** Start Given information **
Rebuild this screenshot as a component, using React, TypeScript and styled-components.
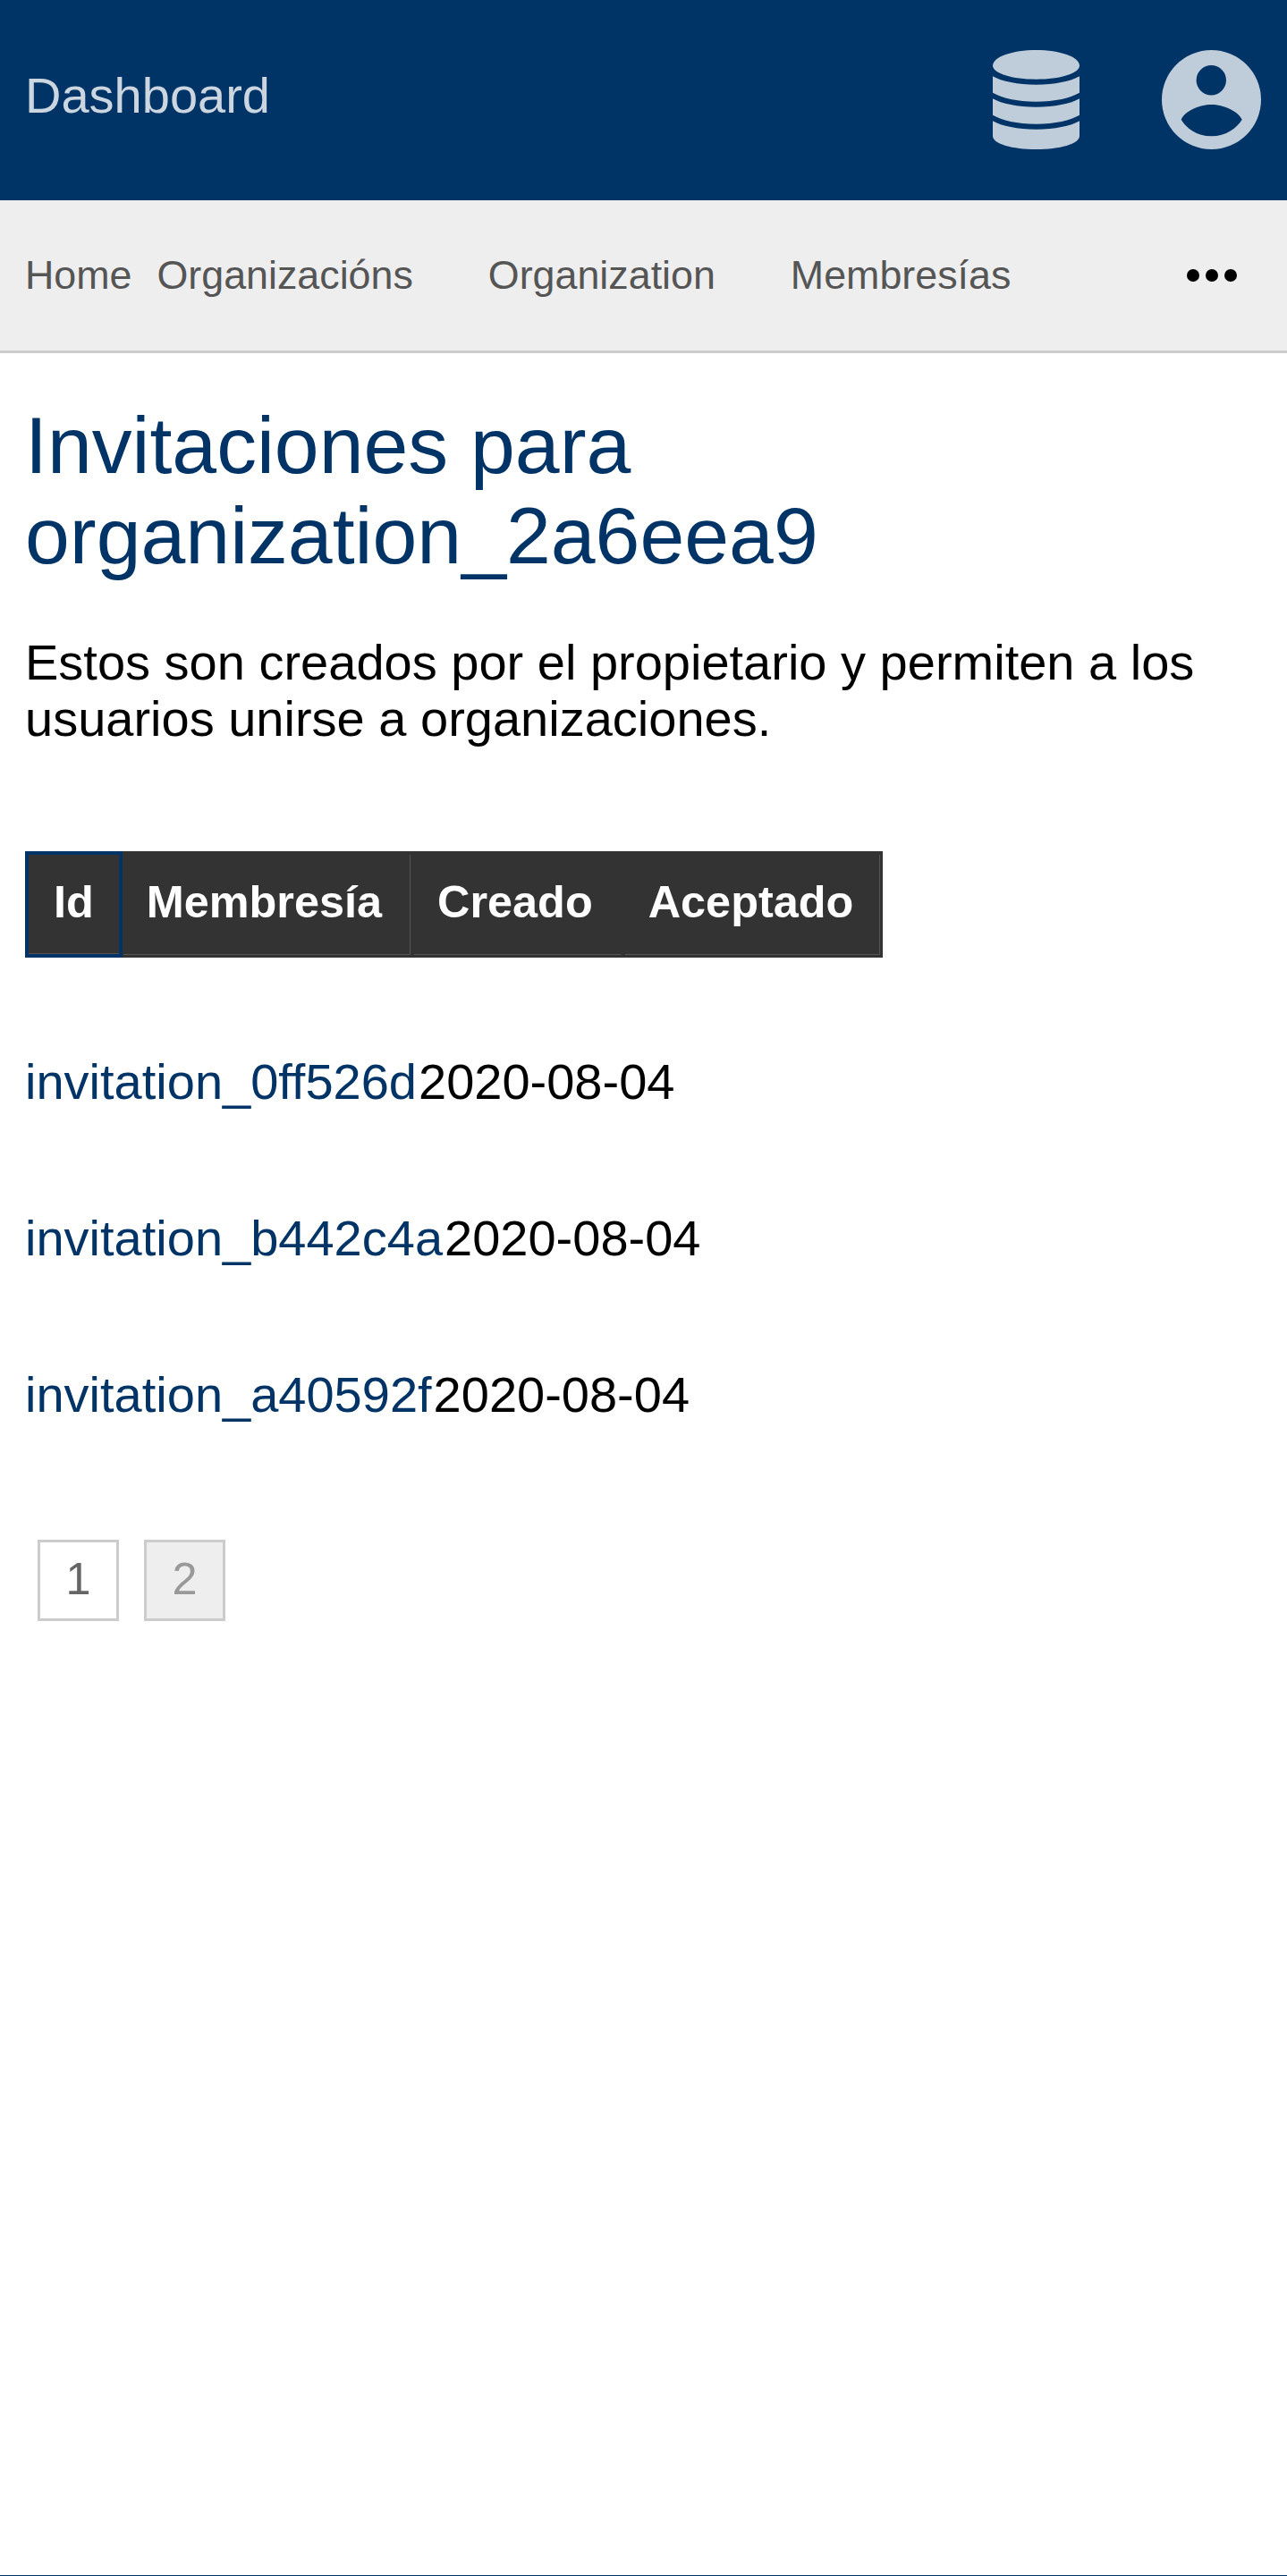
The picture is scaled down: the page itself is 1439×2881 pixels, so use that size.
import { createGlobalStyle, styled } from "styled-components";

const GlobalStyle = createGlobalStyle`
  html, body {
    margin: 0;
    padding: 0;
    background: #fff;
    font-family: "Liberation Sans", Arial, sans-serif;
  }
`;

const invitations = [
  { id: "invitation_0ff526d", created: "2020-08-04" },
  { id: "invitation_b442c4a", created: "2020-08-04" },
  { id: "invitation_a40592f", created: "2020-08-04" },
];

function DatabaseIcon() {
  return (
    <svg width="97" height="111" viewBox="0 0 97 111" fill="#bfccd9">
      <path d="M0 17.5C0 7.5 22 0 48.5 0S97 7.5 97 17.5C97 26 75 32.7 48.5 32.7S0 26 0 17.5Z" />
      <path d="M0 29.3C10 35 28 38.7 48.5 38.7S87 35 97 29.3V47.7C87 53.5 70 57.7 48.5 57.7S10 53.5 0 47.7Z" />
      <path d="M0 54.3C10 60 28 63.7 48.5 63.7S87 60 97 54.3V72.7C87 78.5 70 82.7 48.5 82.7S10 78.5 0 72.7Z" />
      <path d="M0 79.3C10 85 28 88.7 48.5 88.7S87 85 97 79.3V96C97 105 75 111 48.5 111S0 105 0 96Z" />
    </svg>
  );
}

function UserIcon() {
  return (
    <svg width="111" height="111" viewBox="0 0 111 111">
      <path
        fill="#bfccd9"
        fillRule="evenodd"
        d="M55.5 0a55.5 55.5 0 1 0 0 111a55.5 55.5 0 1 0 0-111Z
           M55.3 17a16.7 16.7 0 1 1 0 33.4a16.7 16.7 0 1 1 0-33.4Z
           M21.7 77.7C26 68 42 61 55.5 61C69 61 85 68 89.7 77.7C84 87 72 96.3 55.5 96.3C39 96.3 27 87 21.7 77.7Z"
      />
    </svg>
  );
}

function DotsIcon() {
  return (
    <svg width="56" height="14" viewBox="0 0 56 14" fill="#000">
      <circle cx="7" cy="7" r="7" />
      <circle cx="28" cy="7" r="7" />
      <circle cx="49" cy="7" r="7" />
    </svg>
  );
}

export default function App() {
  return (
    <Page>
      <GlobalStyle />
      <Header>
        <Brand>Dashboard</Brand>
        <HeaderIcons>
          <DatabaseIcon />
          <UserIcon />
        </HeaderIcons>
      </Header>
      <Nav>
        <NavItem $gap={28}>Home</NavItem>
        <NavItem $gap={84}>Organizacións</NavItem>
        <NavItem $gap={84}>Organization</NavItem>
        <NavItem $gap={0}>Membresías</NavItem>
        <More>
          <DotsIcon />
        </More>
      </Nav>
      <Main>
        <Title>Invitaciones para organization_2a6eea9</Title>
        <Intro>
          Estos son creados por el propietario y permiten a los usuarios unirse
          a organizaciones.
        </Intro>
        <TableHead>
          <SortedCell>Id</SortedCell>
          <HeadCell>Membresía</HeadCell>
          <HeadCell $noEdge>Creado</HeadCell>
          <HeadCell $last>Aceptado</HeadCell>
        </TableHead>
        <Rows>
          {invitations.map((row) => (
            <Row key={row.id}>
              <RowLink href="#">{row.id}</RowLink>
              <RowDate>{row.created}</RowDate>
            </Row>
          ))}
        </Rows>
        <Pager>
          <PageButton>1</PageButton>
          <PageButton $current>2</PageButton>
        </Pager>
      </Main>
      <Footer />
    </Page>
  );
}

const Page = styled.div`
  display: flex;
  flex-direction: column;
  min-height: 2881px;
`;

const Header = styled.header`
  display: flex;
  align-items: flex-start;
  justify-content: space-between;
  box-sizing: border-box;
  height: 224px;
  padding: 56px 29px 0 28px;
  background: #003366;
`;

const Brand = styled.div`
  font-size: 56px;
  line-height: 101px;
  color: #ccd6e0;
`;

const HeaderIcons = styled.div`
  display: flex;
  gap: 92px;
`;

const Nav = styled.nav`
  display: flex;
  align-items: center;
  box-sizing: border-box;
  height: 171px;
  padding: 0 56px 0 28px;
  background: #eeeeee;
  border-bottom: 3px solid #cccccc;
`;

const NavItem = styled.a<{ $gap: number }>`
  font-size: 44.8px;
  color: #555555;
  margin-right: ${(p) => p.$gap}px;
  margin-top: -2px;
`;

const More = styled.div`
  display: flex;
  margin-left: auto;
`;

const Main = styled.main`
  padding: 0 28px;
`;

const Title = styled.h1`
  margin: 53px 0 0;
  font-size: 89.6px;
  font-weight: 400;
  line-height: 101px;
  color: #003366;
`;

const Intro = styled.p`
  margin: 59px 0 0;
  font-size: 56px;
  line-height: 63px;
  color: #000;
`;

const TableHead = styled.div`
  display: flex;
  width: fit-content;
  gap: 4px;
  box-sizing: border-box;
  height: 119px;
  margin-top: 117px;
  padding: 4px 3px 3px 0;
  background: #333333;
`;

const HeadCell = styled.div<{ $noEdge?: boolean; $last?: boolean }>`
  box-sizing: border-box;
  padding: 0 ${(p) => (p.$last ? 29 : 31)}px 0 26px;
  font-size: 50.4px;
  font-weight: 700;
  line-height: 105px;
  color: #fff;
  border-bottom: 1px solid #555555;
  border-right: 1px solid ${(p) => (p.$noEdge ? "#333333" : "#555555")};
`;

const SortedCell = styled.div`
  box-sizing: border-box;
  margin: -4px -3px -3px 0;
  padding: 0 28px;
  font-size: 50.4px;
  font-weight: 700;
  line-height: 105px;
  color: #fff;
  border: 4px solid #003366;
  box-shadow: inset 0 -1px 0 #555555;
`;

const Rows = styled.div`
  margin-top: 108px;
`;

const Row = styled.div`
  height: 175px;
  font-size: 56px;
  line-height: 62px;
  color: #000;
`;

const RowLink = styled.a`
  color: #003366;
  text-decoration: none;
`;

const RowDate = styled.span`
  margin-left: 2px;
`;

const Pager = styled.div`
  display: flex;
  gap: 28px;
  margin: 18px 0 0 14px;
`;

const PageButton = styled.div<{ $current?: boolean }>`
  display: flex;
  align-items: center;
  justify-content: center;
  box-sizing: border-box;
  width: 91px;
  height: 91px;
  padding-bottom: 4px;
  font-size: 50.4px;
  border: 3px solid #cccccc;
  background: ${(p) => (p.$current ? "#eeeeee" : "#ffffff")};
  color: ${(p) => (p.$current ? "#999999" : "#666666")};
`;

const Footer = styled.footer`
  margin-top: auto;
  height: 1px;
  background: #003366;
`;
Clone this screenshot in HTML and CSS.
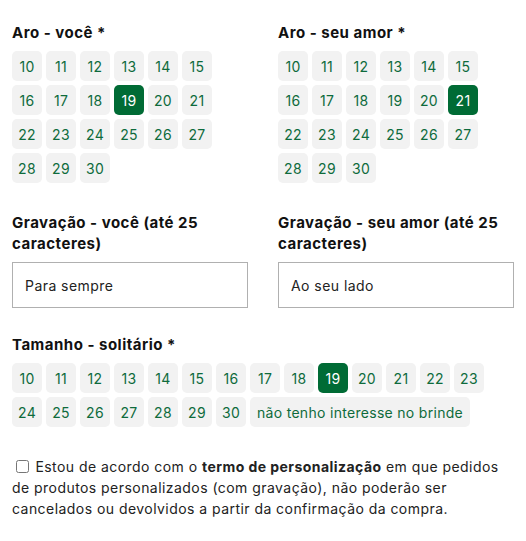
FILE: index.html
```html
<html>

<head>
  <meta name="viewport" content="width=device-width, initial-scale=1">
  <link rel="stylesheet" href="styles.css">
</head>

<body>
  <form class="personalize">
    <div class="pair sizes">
      <div class="field">
        <div class="label">Aro - você *</div>
        <div class="chips">
          <span class="chip">10</span><span class="chip">11</span><span class="chip">12</span>
          <span class="chip">13</span><span class="chip">14</span><span class="chip">15</span>
          <span class="chip">16</span><span class="chip">17</span><span class="chip">18</span>
          <span class="chip selected">19</span><span class="chip">20</span><span class="chip">21</span>
          <span class="chip">22</span><span class="chip">23</span><span class="chip">24</span>
          <span class="chip">25</span><span class="chip">26</span><span class="chip">27</span>
          <span class="chip">28</span><span class="chip">29</span><span class="chip">30</span>
        </div>
      </div>
      <div class="field">
        <div class="label">Aro - seu amor *</div>
        <div class="chips">
          <span class="chip">10</span><span class="chip">11</span><span class="chip">12</span>
          <span class="chip">13</span><span class="chip">14</span><span class="chip">15</span>
          <span class="chip">16</span><span class="chip">17</span><span class="chip">18</span>
          <span class="chip">19</span><span class="chip">20</span><span class="chip selected">21</span>
          <span class="chip">22</span><span class="chip">23</span><span class="chip">24</span>
          <span class="chip">25</span><span class="chip">26</span><span class="chip">27</span>
          <span class="chip">28</span><span class="chip">29</span><span class="chip">30</span>
        </div>
      </div>
    </div>

    <div class="pair engraving">
      <div class="field">
        <div class="label">Gravação - você (até 25 caracteres)</div>
        <input class="text" type="text" value="Para sempre">
      </div>
      <div class="field">
        <div class="label">Gravação - seu amor (até 25 caracteres)</div>
        <input class="text" type="text" value="Ao seu lado">
      </div>
    </div>

    <div class="field">
      <div class="label">Tamanho - solitário *</div>
      <div class="chips">
        <span class="chip">10</span><span class="chip">11</span><span class="chip">12</span>
        <span class="chip">13</span><span class="chip">14</span><span class="chip">15</span>
        <span class="chip">16</span><span class="chip">17</span><span class="chip">18</span>
        <span class="chip selected">19</span><span class="chip">20</span><span class="chip">21</span>
        <span class="chip">22</span><span class="chip">23</span><span class="chip">24</span>
        <span class="chip">25</span><span class="chip">26</span><span class="chip">27</span>
        <span class="chip">28</span><span class="chip">29</span><span class="chip">30</span>
        <span class="chip wide">não tenho interesse no brinde</span>
      </div>
    </div>

    <label class="terms">
      <input type="checkbox"> Estou de acordo com o <b>termo de personalização</b> em que pedidos
      de produtos personalizados (com gravação), não poderão ser cancelados ou devolvidos a partir
      da confirmação da compra.
    </label>
  </form>
</body>

</html>
```
FILE: styles.css
```css
body {
  margin: 0;
  padding: 22px 12px 0 12px;
  font-family: Inter, sans-serif;
  font-size: 14px;
  letter-spacing: 0.45px;
  color: #222;
  background-color: white;
}

.personalize {
  margin: 0;
  max-width: 502px;
}

.pair {
  display: grid;
  grid-template-columns: 236px 236px;
  column-gap: 30px;
}

.sizes {
  margin-bottom: 29px;
}

.engraving {
  margin-bottom: 26px;
}

.label {
  font-size: 15px;
  font-weight: bold;
  letter-spacing: 0.5px;
  line-height: 21px;
  color: #111;
  margin-bottom: 8px;
}

.chips {
  display: flex;
  flex-wrap: wrap;
  gap: 4px;
}

.chip {
  display: flex;
  align-items: center;
  justify-content: center;
  min-width: 30px;
  height: 30px;
  box-sizing: border-box;
  border-radius: 5px;
  background-color: #f2f2f2;
  color: #0e6b3c;
  font-size: 14px;
  letter-spacing: 0.3px;
}

.chip.selected {
  background-color: #006b35;
  color: white;
}

.chip.wide {
  padding: 0 7px;
}

.pair .chips {
  width: 204px;
}

.text {
  display: block;
  width: 236px;
  height: 46px;
  box-sizing: border-box;
  border: 1px solid #b0b0b0;
  padding: 0 12px;
  font-family: Inter, sans-serif;
  font-size: 14px;
  letter-spacing: 0.45px;
  color: #222;
  margin-top: 0;
}

.terms {
  display: block;
  margin-top: 29px;
  line-height: 21px;
  color: #222;
}

.terms input {
  width: 13px;
  height: 13px;
  margin: 0 2px 0 4px;
  vertical-align: -1px;
}
```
** End Given information **
▶ [Short task]: Count every line in the listing above that holds "components", then report only the count.

▶ [Exercise solution]: 2